Source: Global Thinking, The FPC Newsletter
Not enough is done to make migrants feel part of the community, argues Phoebe Griffith
Despite the media frenzy that followed, the 2002 nationality White Paper was a step in the right direction. The paper dealt with some of the most pressing issues surrounding the immigration debate - the trappings of citizenship, the plugging of skills shortages through targeted work permit schemes and the delivery of basic services for asylum seekers.
Sadly the paper failed to tackle the sensitive issues about how we can help newcomers become full members of our society and how we can harness their skills; in other words, how we promote their 'integration'.
Partly to blame is our entrenched inability to come to terms with what is still viewed as a dirty word in the UK, laden with assimilationist implications – immigrants made to sacrifice culture, language or creed to become 'Westernised'. The furore that followed the announcements regarding citizenship classes, oaths of allegiance and measures to curb arranged marriages was a reflection of the extent to which the integration debate has failed to take root in this country.
The government is right to insist that in order to have a successful immigration system good management is paramount.
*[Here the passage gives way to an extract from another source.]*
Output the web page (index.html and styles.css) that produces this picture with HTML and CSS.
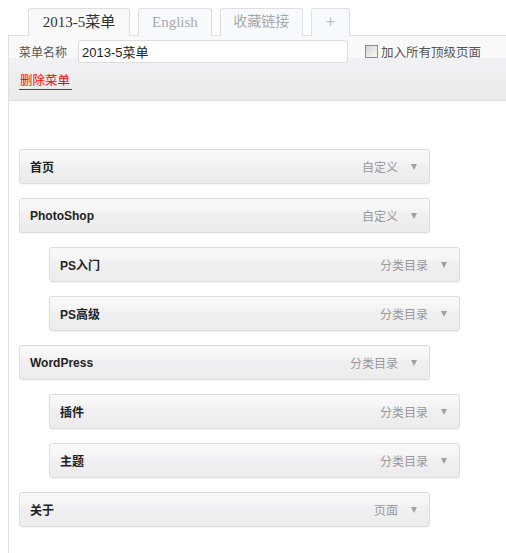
FILE: index.html
```html
<!DOCTYPE html>
<html lang="zh-CN">
<head>
<meta charset="utf-8">
<title>菜单</title>
<link rel="stylesheet" href="styles.css">
</head>
<body>
<div class="tabs">
  <div class="tab active">2013-5菜单</div>
  <div class="tab">English</div>
  <div class="tab cn">收藏链接</div>
  <div class="tab plus">+</div>
</div>
<div class="panel">
  <div class="header">
    <div class="name-row">
      <label class="name-label">菜单名称</label>
      <input class="name-input" type="text" value="2013-5菜单">
      <label class="auto"><span class="cb"></span>加入所有顶级页面</label>
    </div>
    <div class="del-row"><a class="del">删除菜单</a></div>
  </div>
  <ul class="menu">
    <li class="item"><span class="title">首页</span><span class="type">自定义</span><span class="arrow"></span></li>
    <li class="item"><span class="title">PhotoShop</span><span class="type">自定义</span><span class="arrow"></span></li>
    <li class="item sub"><span class="title">PS入门</span><span class="type">分类目录</span><span class="arrow"></span></li>
    <li class="item sub"><span class="title">PS高级</span><span class="type">分类目录</span><span class="arrow"></span></li>
    <li class="item"><span class="title">WordPress</span><span class="type">分类目录</span><span class="arrow"></span></li>
    <li class="item sub"><span class="title">插件</span><span class="type">分类目录</span><span class="arrow"></span></li>
    <li class="item sub"><span class="title">主题</span><span class="type">分类目录</span><span class="arrow"></span></li>
    <li class="item"><span class="title">关于</span><span class="type">页面</span><span class="arrow"></span></li>
  </ul>
</div>
</body>
</html>
```
FILE: styles.css
```css
html, body {
  margin: 0;
  padding: 0;
  background: #fff;
}
body {
  padding: 8px 0 0 8px;
  font-family: "Liberation Sans", "Noto Sans CJK SC", sans-serif;
  font-size: 12px;
  color: #333;
  overflow: hidden;
}
.tabs {
  display: flex;
  gap: 8px;
  margin-left: 20px;
  position: relative;
  z-index: 1;
  margin-bottom: -1px;
}
.tab {
  box-sizing: border-box;
  height: 28px;
  border: 1px solid #dfdfdf;
  border-bottom: none;
  border-radius: 3px 3px 0 0;
  background: #f8fbfe;
  font-family: "Liberation Serif", "Noto Sans CJK SC", serif;
  font-size: 15px;
  line-height: 26px;
  color: #a9a9a9;
  text-align: center;
  padding: 0 13px;
}
.tab.active {
  background: #f9f9f9;
  color: #333;
  width: 102px;
  padding: 0;
}
.tab.cn {
  font-size: 14px;
  width: 83px;
  padding: 0;
}
.tab.plus {
  width: 39px;
  padding: 0;
  font-family: "Liberation Sans", sans-serif;
  font-size: 16px;
  color: #bbb;
}
.panel {
  border-left: 1px solid #dfdfdf;
  border-top: 1px solid #dfdfdf;
  min-height: 520px;
}
.header {
  background: linear-gradient(to bottom, #f9f9f9 0, #f9f9f9 22px, #f1f1f4 22px, #f1f1f4 36px, #eeeeee 36px, #ececec 64px);
  border-bottom: 1px solid #dfdfdf;
  height: 64px;
}
.name-row {
  display: flex;
  align-items: center;
  height: 23px;
  padding: 4px 0 0 10px;
}
.name-label {
  color: #555;
  font-size: 12px;
  width: 48px;
  margin-right: 11px;
}
.name-input {
  box-sizing: border-box;
  width: 270px;
  height: 23px;
  margin: 0;
  border: 1px solid #dcdcdc;
  border-radius: 3px;
  background: #fff;
  padding: 0 3px;
  font-family: "Liberation Sans", "Noto Sans CJK SC", sans-serif;
  font-size: 13px;
  color: #222;
  outline: none;
}
.auto {
  display: flex;
  align-items: center;
  margin-left: 17px;
  font-size: 12.5px;
  color: #555;
}
.cb {
  box-sizing: border-box;
  width: 13px;
  height: 13px;
  border: 1px solid #8c8c8c;
  background: linear-gradient(135deg, #d4d4d4, #fbfbfb);
  margin-right: 3px;
}
.del-row {
  padding: 11px 0 0 10px;
}
.del {
  display: inline-block;
  color: #f00;
  font-size: 12.5px;
  line-height: 15px;
  padding: 0 2px 0 1px;
  border-bottom: 1.5px solid #f00;
  cursor: pointer;
}
.menu {
  list-style: none;
  margin: 0;
  padding: 48px 0 20px 10px;
}
.item {
  box-sizing: border-box;
  width: 411px;
  height: 35px;
  margin-bottom: 14px;
  display: flex;
  align-items: center;
  border: 1px solid #dcdcdc;
  border-radius: 3px;
  background: linear-gradient(to bottom, #f9f9f9 0, #f6f6f6 30%, #f0f0f2 45%, #ececec 100%);
  box-shadow: 0 1px 0 #f4f4f4;
  padding: 0 12px 0 10px;
}
.item.sub {
  margin-left: 30px;
}
.title {
  flex: 1;
  font-weight: bold;
  font-size: 12px;
  color: #222;
}
.type {
  font-size: 12px;
  color: #999;
}
.arrow {
  width: 0;
  height: 0;
  margin-left: 13px;
  border-left: 3px solid transparent;
  border-right: 3px solid transparent;
  border-top: 6px solid #a0a0a0;
}
```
What it fails to address is that if we are to have a successful immigration system, we need to put in place the tools of integration. If not, we will continue facing a double failure. On the one hand a loss of faith in the immigration system which today verges on hysteria. The public overwhelmingly perceive immigrants and immigration as a problem – 'scroungers' and 'burdens'. More, for example, are concerned about immigrants than about education, the economy or drug abuse.
On the other hand a pool of wasted talent. 70% of refugees are unemployed according to Home Office figures, and 60% of those who had worked as managers and trained professionals at home cannot get jobs here. And this is despite the fact that those applying for refugee status are young and keen to find work: two thirds are aged between 21 and 34.
Countries like Canada and Holland have looked these problems in the eye for many years. Not only have they been selectively recruiting people from abroad, but they have also set up managed integration programmes which help develop language skills, make people feel welcome, introduce them to the ways of their hosts, and make sure that they have all the help they need to enter the job market.
These countries have recognised that for integration to work it needs to be a two way process, a bargain where the host helps create an open and welcoming environment and provides the relevant services to facilitate integration and where the newcomer agrees to participate in the process openly and responsibly.
In Canada new citizens are asked to sign up to the Canadian Charter of Rights and Freedoms, in Holland refugees sign a contract committing themselves to a certain number of hours of language classes. Their experiences show that these integration strategies can and do work. In the Netherlands, for example, only 17% of the population objects to the presence of refugees within their borders and Canadians generally agree that their multicultural make-up is "the best thing about the country". Compare that to UK figures – 80% think that the government does too
much to help refugees and almost half think that Britain should stop welcoming asylum seekers.
Similarly, in Canada, unemployment levels among immigrants stand at 10%, the same rates as those of their Canadian-born counterparts. In Holland ambitious structured programmes have had
impressive results: 20,000 refugee jobs have been created in small- and medium-sized enterprises, and ethnic minority unemployment figures are down from 16% to 10%.
Immigration is now firmly on the government agenda. The old-timers in the immigration debate often observe how reforms in the UK seem to come in three-year cycles. The question for the next three years should be: can we have integration well as immigration?